Not enough evidence to pursue True The Vote ballot fraud claim

 

The head of the Georgia Bureau of Investigation told the state GOP chairman that there’s not enough evidence to pursue claims of ballot harvesting in the 2020 elections based on cellphone signals.

 

GBI Director Vic Reynolds wrote in a letter obtained by The Atlanta Journal-Constitution that GPS signals alone, without any witnesses or perpetrators, fall short of meriting a fresh law enforcement inquiry.

 

“Based on what has been provided and what has not been provided, an investigation is not justified,” Reynolds wrote.

 

Reynolds’ letter to Texas-based True the Vote and Georgia GOP Chairman David Shafer came in response to their allegations that GPS data identified 279 cellphones that had made multiple trips to within 100 feet of ballot drop boxes between Oct. 1 and Jan. 5.

 

Georgia law prohibits ballot collections in which organizations collect and mail absentee ballots on behalf of voters.
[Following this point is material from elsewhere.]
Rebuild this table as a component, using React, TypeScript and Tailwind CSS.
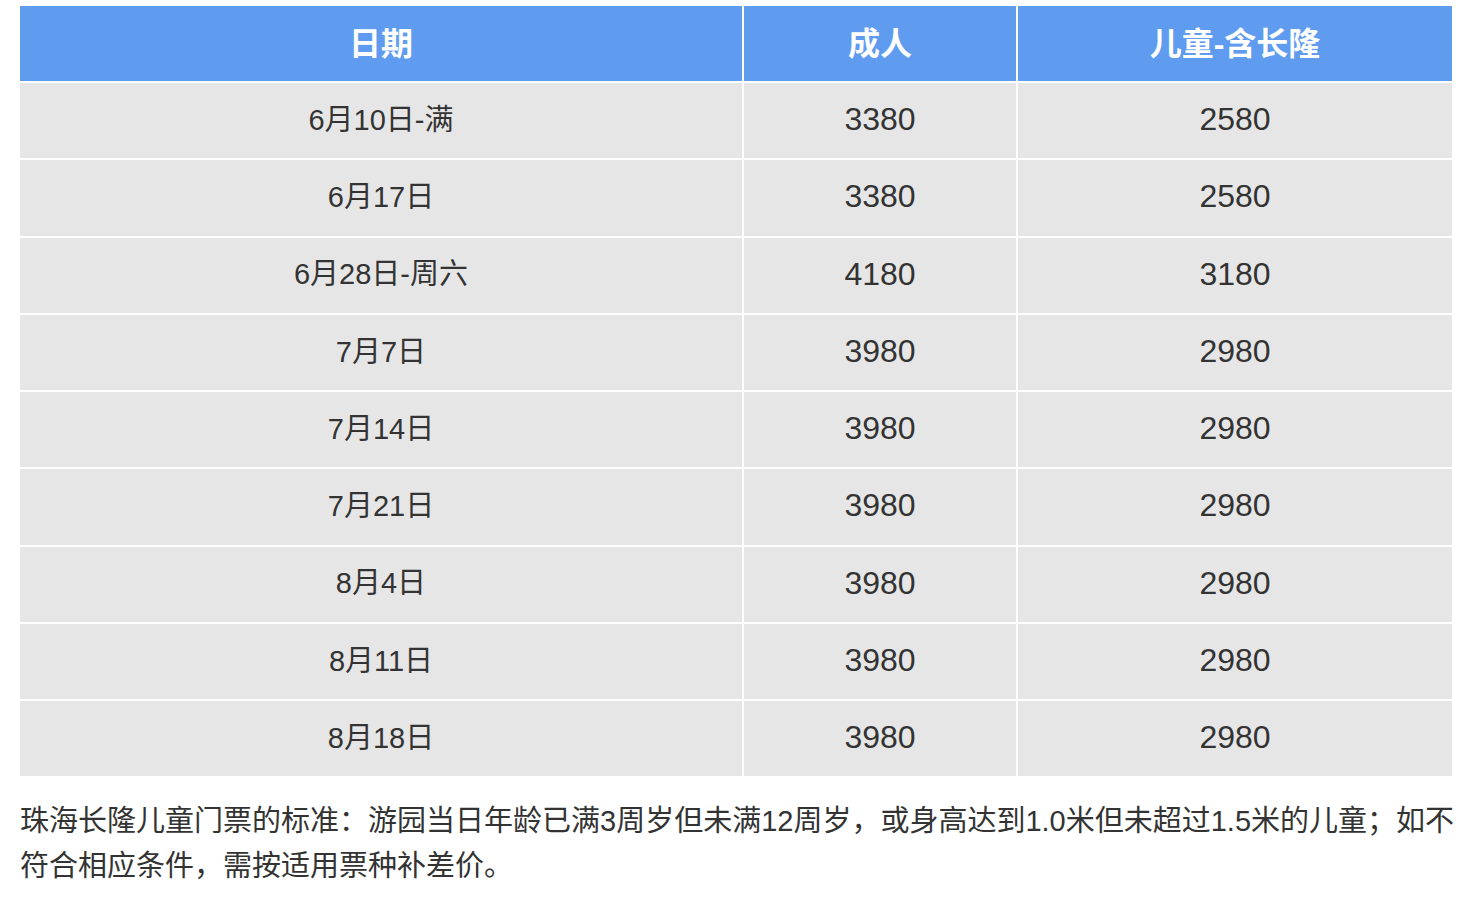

Only voters themselves or their relatives are allowed to handle their ballots.

 

“What has not been provided is any other kind of evidence that ties these cellphones to ballot harvesting. As it exists, the data does not rise to the level of probable cause that a crime has been committed.”

 

Without probable cause, the GBI would be unable to obtain a search warrant to examine the same GPS data provided by True the Vote, Reynolds wrote.

 

“It has been stated that there is ‘a source’ that can validate ballot harvesting. Despite repeated requests, that source has not been provided to either the GBI or the FBI,” Reynolds wrote.

 

True the Vote, which last year unsuccessfully challenged the eligibility of 360,000 Georgia voters, didn’t immediately respond to requests for comment. Shafer declined to comment. A GBI spokeswoman verified the legitimacy of the letter but said the agency had nothing more to say about it.

 

True the Vote purchased GPS data to map travel patterns of 1.2 trillion mobile signals late last year, then mapped those signals to find whether they had come close to ballot drop boxes.

 

“One way or another, ballot trafficking will soon be exposed on a massive scale,” True the Vote’s website says.

 

Further evidence to support their claims, however, has not been produced by the organization.

 

Investigators reported last week that they were unable to find counterfeit ballots in batches identified by Republican vote-counters. The next day, a judge dismissed a lawsuit by plaintiffs who wanted to inspect 147,000 absentee ballots cast in Fulton County for signs of fraud.